Taką deklarację dostali związkowcy i organizacje pracodawców na posiedzeniu prezydium Komisji Trójstronnej. Uczestniczył w nim premier Waldemar Pawlak oraz ministrowie pracy i finansów.
– Dokumenty, które mamy otrzymać, będą odpowiadały wynegocjowanym wcześniej rozwiązaniom. Część musi więc być poprawiona. Cieszymy się, że rząd zajmie się wszystkimi zagadnieniami, które były przedmiotem rozmów związkowców i pracodawców – mówi Adam Ambrozik, ekspert Konfederacji Pracodawców Polskich.
Na wczorajszym spotkaniu przeanalizowano uwagi partnerów społecznych zgłoszone do rozwiązań opracowanych przez rząd. Zajmowano się m.in. finansowaniem tzw. wynagrodzeń subsydiowanych. Rządowa propozycja przewidywała pożyczki dla firm, które nie mają pieniędzy na płace. Zostało to mocno skrytykowane przez związki zawodowe i pracodawców. Ich zdaniem takie rozwiązanie będzie zniechęcało do ubiegania się o tę formę pomocy.
Z naszych informacji wynika, że zaproponowane będą inne formy dostępu do środków na dopłaty. Jak sugerował rząd, pieniądze na ten cel mają pochodzić z Funduszu Gwarantowanych Świadczeń Pracowniczych. Być może konieczne będzie zwiększenie składki. Zależy to od wyliczeń skutków finansowych. Jeśli powodowałyby niewielką podwyżkę składki, to partnerzy społeczni nie wykluczają akceptacji, choć uważają, że w kryzysie lepiej nie obciążać firm dodatkowymi kosztami.
Związkowcy byli zainteresowani podniesieniem najniższego wynagrodzenia za pracę. Rząd zadeklarował, że przedstawi program dochodzenia najniższej płacy do poziomu 50 proc. przeciętnego wynagrodzenia. Strony zgodnie stwierdziły, że mechanizm podwyższania płacy minimalnej nie powinien działać w czasie kryzysu. Minister pracy zadeklarowała, że utrzymana zostanie obecna relacja między płacą najniższą a przeciętną na poziomie 40 proc.

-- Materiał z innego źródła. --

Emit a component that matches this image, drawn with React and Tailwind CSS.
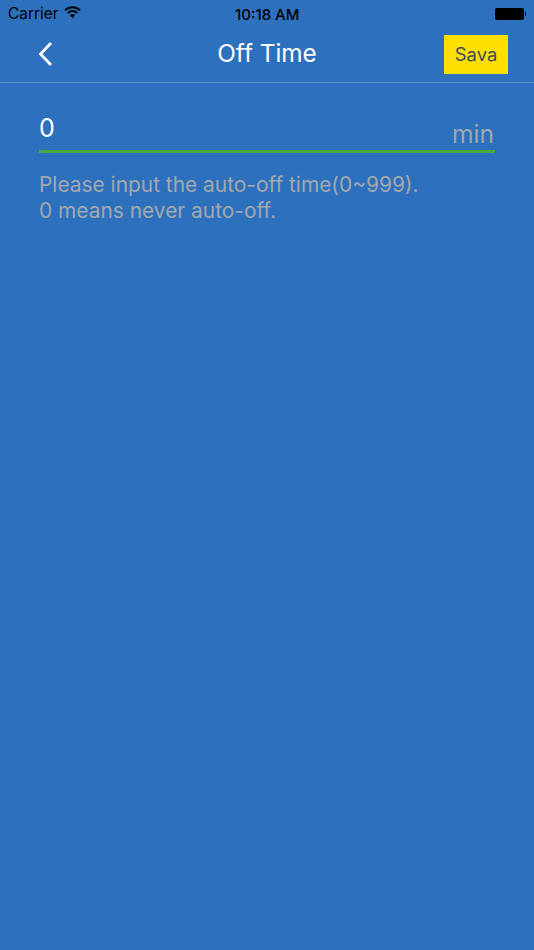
import React from "react";

function Wifi() {
  return (
    <svg width="17" height="12" viewBox="0 0 17 12" className="ml-[6px] mt-[-3px]">
      <path d="M1 4.4 A10.6 10.6 0 0 1 16 4.4" fill="none" stroke="#000" strokeWidth="1.9" />
      <path d="M3.7 7 A6.8 6.8 0 0 1 13.3 7" fill="none" stroke="#000" strokeWidth="1.9" />
      <path d="M5.9 9.3 A3.7 3.7 0 0 1 11.1 9.3 L8.5 12 Z" fill="#000" />
    </svg>
  );
}

function Battery() {
  return (
    <div className="flex items-center mt-[-1px]">
      <div className="w-[29px] h-[12px] rounded-[2px] bg-black" />
      <div className="w-[1.5px] h-[4px] bg-black ml-[0.5px]" />
    </div>
  );
}

export default function App() {
  return (
    <div className="w-[534px] h-[950px] overflow-hidden bg-[#2d70bd] font-['Inter','Liberation_Sans',sans-serif]">
      {/* status bar */}
      <div className="relative h-[28px] flex items-center justify-between pl-[8px] pr-[8px] text-[15.4px] text-black">
        <div className="flex items-center">
          <span>Carrier</span>
          <Wifi />
        </div>
        <span className="absolute left-[235px] top-[4px] text-[15px] font-medium">10:18 AM</span>
        <Battery />
      </div>

      {/* nav bar */}
      <div className="relative h-[55px] border-b border-[#5b8fcb] flex items-center justify-center">
        <button className="absolute left-[37px] top-[12px]">
          <svg width="17" height="28" viewBox="0 0 17 28">
            <path d="M14 3 L3.5 14 L14 25" fill="none" stroke="#fff" strokeWidth="2.8" />
          </svg>
        </button>
        <h1 className="text-[24.3px] text-white font-normal mt-[-3px]">Off Time</h1>
        <button className="absolute right-[26px] top-[7px] w-[64px] h-[39px] bg-[#ffdf00] text-[#3d4a60] text-[18.4px]">
          Sava
        </button>
      </div>

      {/* input */}
      <div className="px-[39px] pt-[27px]">
        <div className="h-[43px] flex justify-between border-b-[3px] border-[#45ac45]">
          <span className="text-white text-[25px] leading-[36px]">0</span>
          <span className="text-[#a3a8ad] text-[24.6px] leading-[36px] mt-[6px] mr-[1px]">min</span>
        </div>
        <p className="mt-[19px] text-[#a3a8ad] text-[20.9px] leading-[26px]">
          Please input the auto-off time(0~999).
          <br />
          0 means never auto-off.
        </p>
      </div>
    </div>
  );
}
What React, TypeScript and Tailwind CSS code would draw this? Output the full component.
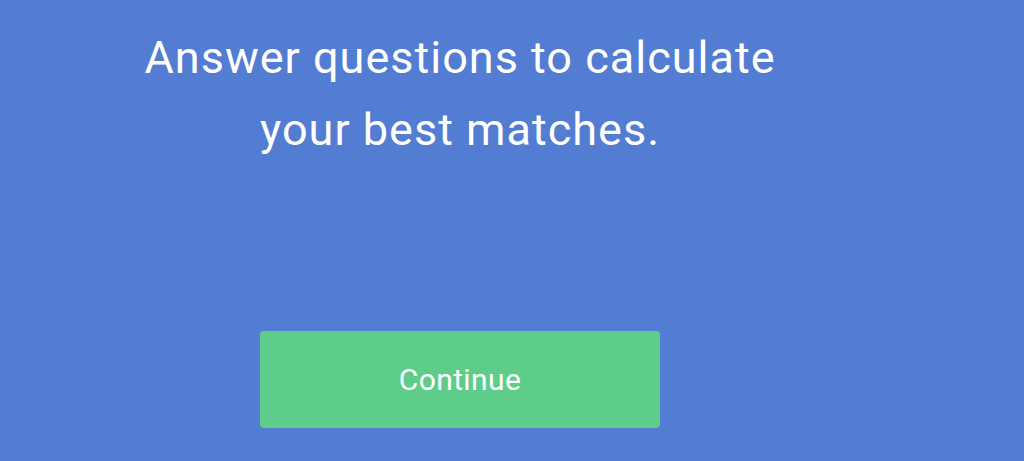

Pracodawcy podtrzymali swoje oczekiwania co do formy wprowadzenia w firmie dłuższych okresów rozliczeniowych czasu pracy. Ich zdaniem pomysł, by wprowadzenie rocznego okresu rozliczeniowego było możliwe tylko w układzie zbiorowym, jest zły, chociażby z powodu małej liczby układów. Nie bez znaczenia jest skomplikowana i długotrwała procedura wnoszenia zmian do tego typu dokumentów. Pracodawcy się domagają, by o korzystaniu z rocznego okresu rozliczeniowego mogło zadecydować porozumienie zawierane ze związkami zawodowymi lub w razie ich braku – z przedstawicielami załogi.
– Tempo prac jest szybkie, mam nadzieję, że do połowy maja komplet projektów będzie gotowy do przekazania parlamentowi – mów Ambrozik.